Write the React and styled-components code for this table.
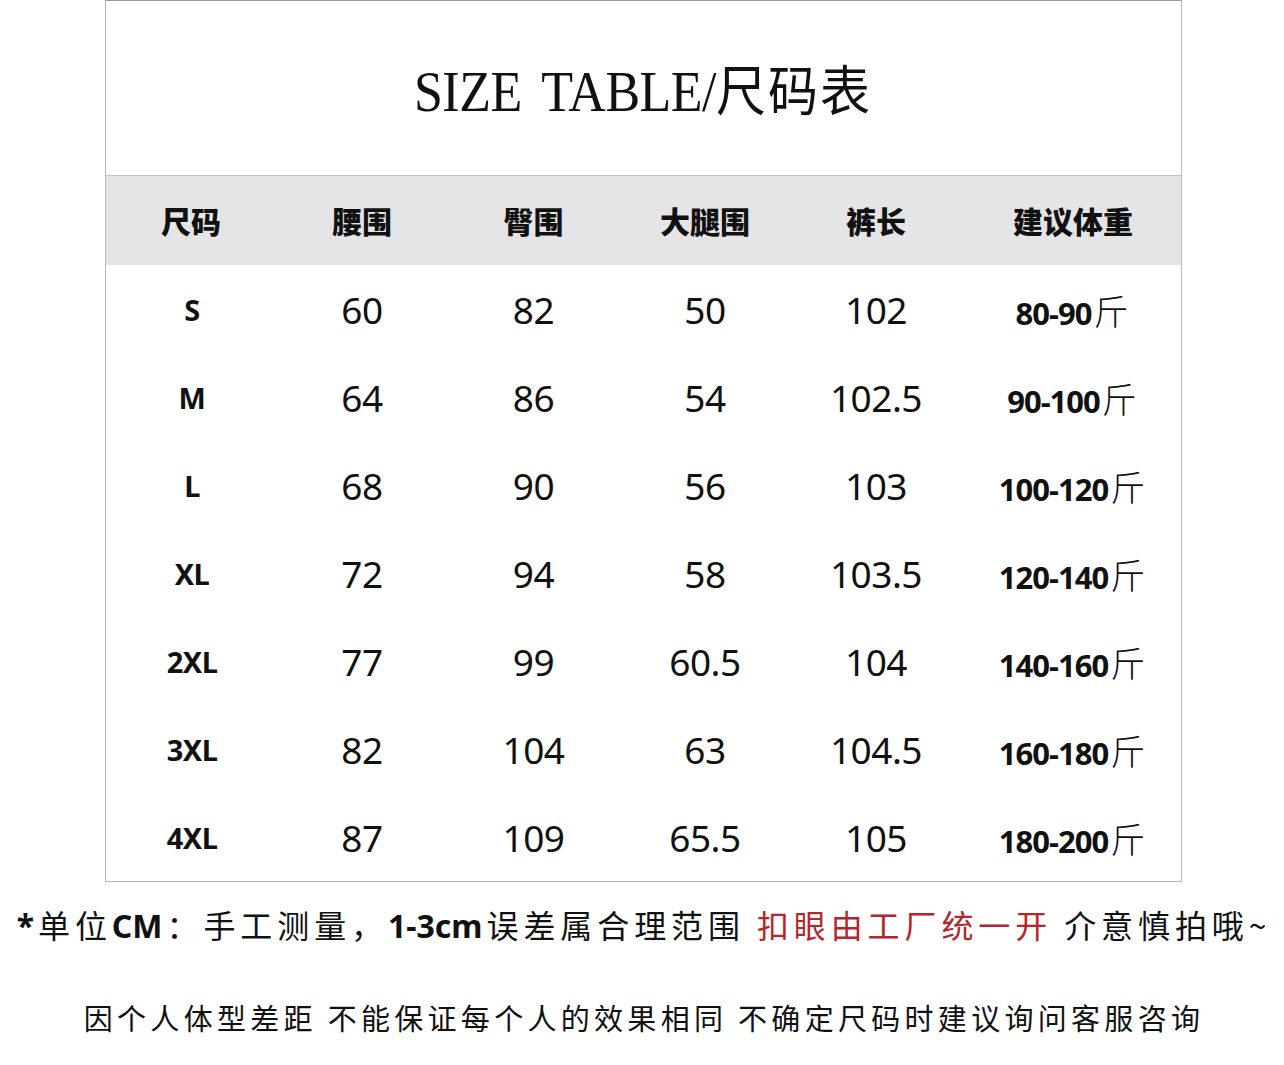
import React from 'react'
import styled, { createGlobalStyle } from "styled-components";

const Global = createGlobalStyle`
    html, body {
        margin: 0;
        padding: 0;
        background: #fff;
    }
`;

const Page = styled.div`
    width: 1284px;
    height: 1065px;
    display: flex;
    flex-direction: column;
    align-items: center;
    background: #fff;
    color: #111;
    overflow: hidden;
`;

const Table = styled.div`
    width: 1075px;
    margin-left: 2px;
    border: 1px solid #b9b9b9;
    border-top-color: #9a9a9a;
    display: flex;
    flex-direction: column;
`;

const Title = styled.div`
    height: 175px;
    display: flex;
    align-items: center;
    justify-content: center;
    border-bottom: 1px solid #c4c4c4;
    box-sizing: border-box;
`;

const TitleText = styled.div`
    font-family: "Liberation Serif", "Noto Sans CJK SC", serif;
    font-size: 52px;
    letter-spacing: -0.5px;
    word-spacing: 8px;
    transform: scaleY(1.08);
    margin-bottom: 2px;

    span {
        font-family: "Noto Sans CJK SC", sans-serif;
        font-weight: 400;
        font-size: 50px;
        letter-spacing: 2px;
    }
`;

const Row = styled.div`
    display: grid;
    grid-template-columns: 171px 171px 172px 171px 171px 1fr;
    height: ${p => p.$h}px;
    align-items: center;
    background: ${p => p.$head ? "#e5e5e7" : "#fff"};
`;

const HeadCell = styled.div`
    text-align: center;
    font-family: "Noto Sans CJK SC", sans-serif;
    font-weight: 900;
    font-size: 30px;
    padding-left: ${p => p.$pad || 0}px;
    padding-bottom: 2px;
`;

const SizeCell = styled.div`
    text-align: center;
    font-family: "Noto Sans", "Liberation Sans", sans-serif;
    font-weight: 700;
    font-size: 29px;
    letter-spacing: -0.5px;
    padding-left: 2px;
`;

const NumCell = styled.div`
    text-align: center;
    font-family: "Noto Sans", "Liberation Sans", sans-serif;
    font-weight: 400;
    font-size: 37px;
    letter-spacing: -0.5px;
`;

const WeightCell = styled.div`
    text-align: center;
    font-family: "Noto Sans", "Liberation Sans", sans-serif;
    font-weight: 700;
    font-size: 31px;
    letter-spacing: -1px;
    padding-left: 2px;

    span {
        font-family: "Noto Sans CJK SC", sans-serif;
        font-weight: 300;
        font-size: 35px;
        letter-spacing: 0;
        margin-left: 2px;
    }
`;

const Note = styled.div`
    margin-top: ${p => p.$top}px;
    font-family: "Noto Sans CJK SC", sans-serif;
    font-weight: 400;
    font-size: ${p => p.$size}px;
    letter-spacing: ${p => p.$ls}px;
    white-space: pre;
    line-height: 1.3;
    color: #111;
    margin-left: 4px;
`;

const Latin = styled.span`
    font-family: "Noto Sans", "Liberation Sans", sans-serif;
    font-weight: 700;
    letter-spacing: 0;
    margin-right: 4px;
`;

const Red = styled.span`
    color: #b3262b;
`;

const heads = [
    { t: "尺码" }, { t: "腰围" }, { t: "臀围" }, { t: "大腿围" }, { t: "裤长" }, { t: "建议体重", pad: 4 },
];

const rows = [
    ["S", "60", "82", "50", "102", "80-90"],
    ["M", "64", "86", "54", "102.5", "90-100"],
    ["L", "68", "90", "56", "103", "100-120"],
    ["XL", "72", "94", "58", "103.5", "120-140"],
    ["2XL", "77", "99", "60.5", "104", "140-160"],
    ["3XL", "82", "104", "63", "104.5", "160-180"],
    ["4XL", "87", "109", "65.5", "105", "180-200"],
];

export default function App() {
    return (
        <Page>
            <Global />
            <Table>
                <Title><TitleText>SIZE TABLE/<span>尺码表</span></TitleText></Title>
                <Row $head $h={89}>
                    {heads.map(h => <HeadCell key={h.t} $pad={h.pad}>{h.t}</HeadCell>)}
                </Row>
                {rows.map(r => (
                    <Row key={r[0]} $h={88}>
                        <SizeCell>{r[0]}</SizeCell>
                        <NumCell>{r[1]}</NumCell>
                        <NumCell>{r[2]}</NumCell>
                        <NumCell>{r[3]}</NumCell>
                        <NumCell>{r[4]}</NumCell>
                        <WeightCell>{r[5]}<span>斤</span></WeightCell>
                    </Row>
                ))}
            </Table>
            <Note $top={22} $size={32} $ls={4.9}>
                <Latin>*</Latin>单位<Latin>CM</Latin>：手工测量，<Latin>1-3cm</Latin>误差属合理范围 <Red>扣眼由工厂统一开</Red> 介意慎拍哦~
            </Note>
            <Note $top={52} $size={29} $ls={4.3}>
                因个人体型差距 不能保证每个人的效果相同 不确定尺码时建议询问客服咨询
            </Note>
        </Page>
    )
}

= = = = =

Short problem: Take the data above and repeat it exactly, leaving each picture out.

Full response:
Write the React and styled-components code for this table.
import React from 'react'
import styled, { createGlobalStyle } from "styled-components";

const Global = createGlobalStyle`
    html, body {
        margin: 0;
        padding: 0;
        background: #fff;
    }
`;

const Page = styled.div`
    width: 1284px;
    height: 1065px;
    display: flex;
    flex-direction: column;
    align-items: center;
    background: #fff;
    color: #111;
    overflow: hidden;
`;

const Table = styled.div`
    width: 1075px;
    margin-left: 2px;
    border: 1px solid #b9b9b9;
    border-top-color: #9a9a9a;
    display: flex;
    flex-direction: column;
`;

const Title = styled.div`
    height: 175px;
    display: flex;
    align-items: center;
    justify-content: center;
    border-bottom: 1px solid #c4c4c4;
    box-sizing: border-box;
`;

const TitleText = styled.div`
    font-family: "Liberation Serif", "Noto Sans CJK SC", serif;
    font-size: 52px;
    letter-spacing: -0.5px;
    word-spacing: 8px;
    transform: scaleY(1.08);
    margin-bottom: 2px;

    span {
        font-family: "Noto Sans CJK SC", sans-serif;
        font-weight: 400;
        font-size: 50px;
        letter-spacing: 2px;
    }
`;

const Row = styled.div`
    display: grid;
    grid-template-columns: 171px 171px 172px 171px 171px 1fr;
    height: ${p => p.$h}px;
    align-items: center;
    background: ${p => p.$head ? "#e5e5e7" : "#fff"};
`;

const HeadCell = styled.div`
    text-align: center;
    font-family: "Noto Sans CJK SC", sans-serif;
    font-weight: 900;
    font-size: 30px;
    padding-left: ${p => p.$pad || 0}px;
    padding-bottom: 2px;
`;

const SizeCell = styled.div`
    text-align: center;
    font-family: "Noto Sans", "Liberation Sans", sans-serif;
    font-weight: 700;
    font-size: 29px;
    letter-spacing: -0.5px;
    padding-left: 2px;
`;

const NumCell = styled.div`
    text-align: center;
    font-family: "Noto Sans", "Liberation Sans", sans-serif;
    font-weight: 400;
    font-size: 37px;
    letter-spacing: -0.5px;
`;

const WeightCell = styled.div`
    text-align: center;
    font-family: "Noto Sans", "Liberation Sans", sans-serif;
    font-weight: 700;
    font-size: 31px;
    letter-spacing: -1px;
    padding-left: 2px;

    span {
        font-family: "Noto Sans CJK SC", sans-serif;
        font-weight: 300;
        font-size: 35px;
        letter-spacing: 0;
        margin-left: 2px;
    }
`;

const Note = styled.div`
    margin-top: ${p => p.$top}px;
    font-family: "Noto Sans CJK SC", sans-serif;
    font-weight: 400;
    font-size: ${p => p.$size}px;
    letter-spacing: ${p => p.$ls}px;
    white-space: pre;
    line-height: 1.3;
    color: #111;
    margin-left: 4px;
`;

const Latin = styled.span`
    font-family: "Noto Sans", "Liberation Sans", sans-serif;
    font-weight: 700;
    letter-spacing: 0;
    margin-right: 4px;
`;

const Red = styled.span`
    color: #b3262b;
`;

const heads = [
    { t: "尺码" }, { t: "腰围" }, { t: "臀围" }, { t: "大腿围" }, { t: "裤长" }, { t: "建议体重", pad: 4 },
];

const rows = [
    ["S", "60", "82", "50", "102", "80-90"],
    ["M", "64", "86", "54", "102.5", "90-100"],
    ["L", "68", "90", "56", "103", "100-120"],
    ["XL", "72", "94", "58", "103.5", "120-140"],
    ["2XL", "77", "99", "60.5", "104", "140-160"],
    ["3XL", "82", "104", "63", "104.5", "160-180"],
    ["4XL", "87", "109", "65.5", "105", "180-200"],
];

export default function App() {
    return (
        <Page>
            <Global />
            <Table>
                <Title><TitleText>SIZE TABLE/<span>尺码表</span></TitleText></Title>
                <Row $head $h={89}>
                    {heads.map(h => <HeadCell key={h.t} $pad={h.pad}>{h.t}</HeadCell>)}
                </Row>
                {rows.map(r => (
                    <Row key={r[0]} $h={88}>
                        <SizeCell>{r[0]}</SizeCell>
                        <NumCell>{r[1]}</NumCell>
                        <NumCell>{r[2]}</NumCell>
                        <NumCell>{r[3]}</NumCell>
                        <NumCell>{r[4]}</NumCell>
                        <WeightCell>{r[5]}<span>斤</span></WeightCell>
                    </Row>
                ))}
            </Table>
            <Note $top={22} $size={32} $ls={4.9}>
                <Latin>*</Latin>单位<Latin>CM</Latin>：手工测量，<Latin>1-3cm</Latin>误差属合理范围 <Red>扣眼由工厂统一开</Red> 介意慎拍哦~
            </Note>
            <Note $top={52} $size={29} $ls={4.3}>
                因个人体型差距 不能保证每个人的效果相同 不确定尺码时建议询问客服咨询
            </Note>
        </Page>
    )
}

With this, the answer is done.